Since the egg is a symbol of new life and hope, and also perhaps because of its association with the Easter Rabbit, the practice of exchanging dyed and decorated eggs as gifts and playing games such as ‘Easter egg hunts,’ ‘egg tapping,’ and ‘egg rolling’ on Easter morning became part of the Easter celebration. The practice of hanging colourfully decorated eggs on a small tree or bush gave rise to the concept of the ‘Easter egg tree’ which serves as a symbol of new life as well as festive decorations.

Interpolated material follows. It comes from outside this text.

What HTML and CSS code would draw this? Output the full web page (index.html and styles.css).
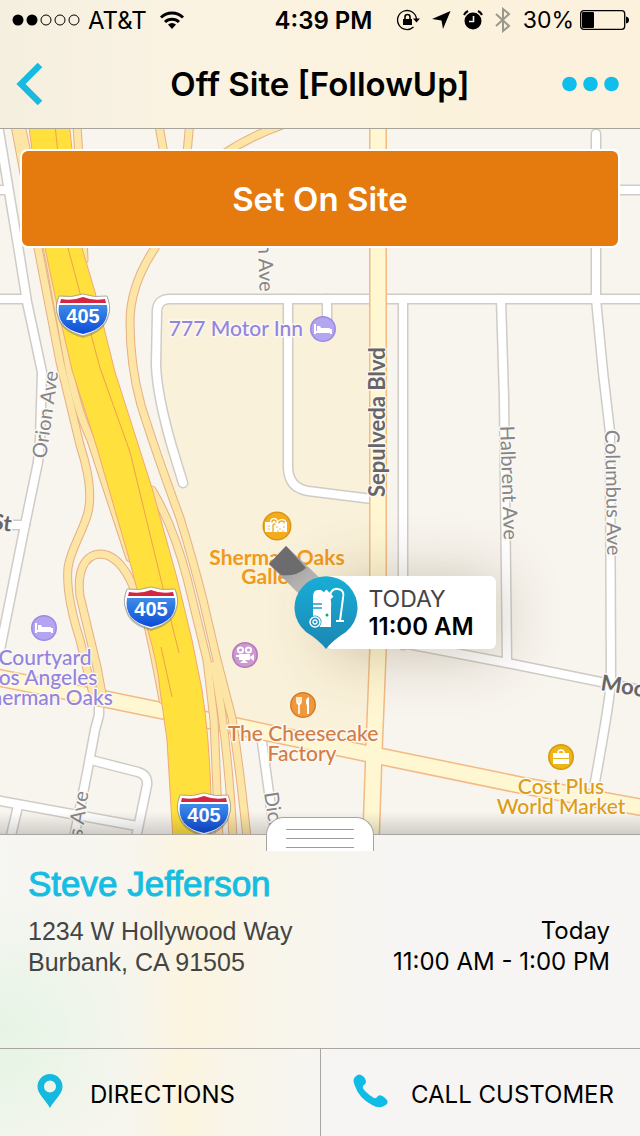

As per a Polish legend, the practice of exchanging coloured and decorated eggs at Easter goes back to the practice of Mother Mary colouring and decorating eggs for the amusement of Jesus when he was a baby. A Ukrainian folktale holds that the practise goes back to Simon of Cyrene, an egg seller who helped Jesus carry his cross to Calvary. After Simon helped Jesus carry the cross, he went back home to notice that all the eggs in his basket always turned mysteriously colourful — a colourful reward from Jesus to Simon.
According to a Romanian legend, the colourful Easter eggs take their origin from Mother Mary’s failed attempt to bribe the Roman soldiers with a basket of eggs to spare the life of her son. The soldiers were unmoved by the eggs offered to them as gifts and they went on with the job of crucifying Jesus. As the disheartened and helpless Mary stood crying by the cross, she noticed the blood dripping from the crucified body of her son splashing onto her egg basket turning the eggs red. As the eggs began turning red, in memory of this event, Jesus asked his mother to gift red-coloured eggs to her friends after his resurrection. In obedience to her son’s request, after his resurrection, Mother Mary greeted everyone by saying, ‘Christ is risen’ and gifted them with red eggs. Since a believer’s eyes of faith invest everything, be it pagan or cultural, with religious significance, while the red colour on the egg becomes symbolic of the blood of Christ, the egg itself becomes symbolic of Jesus’ tomb. The cracking of the egg becomes symbolic of Jesus’ emergence from the tomb or his resurrection.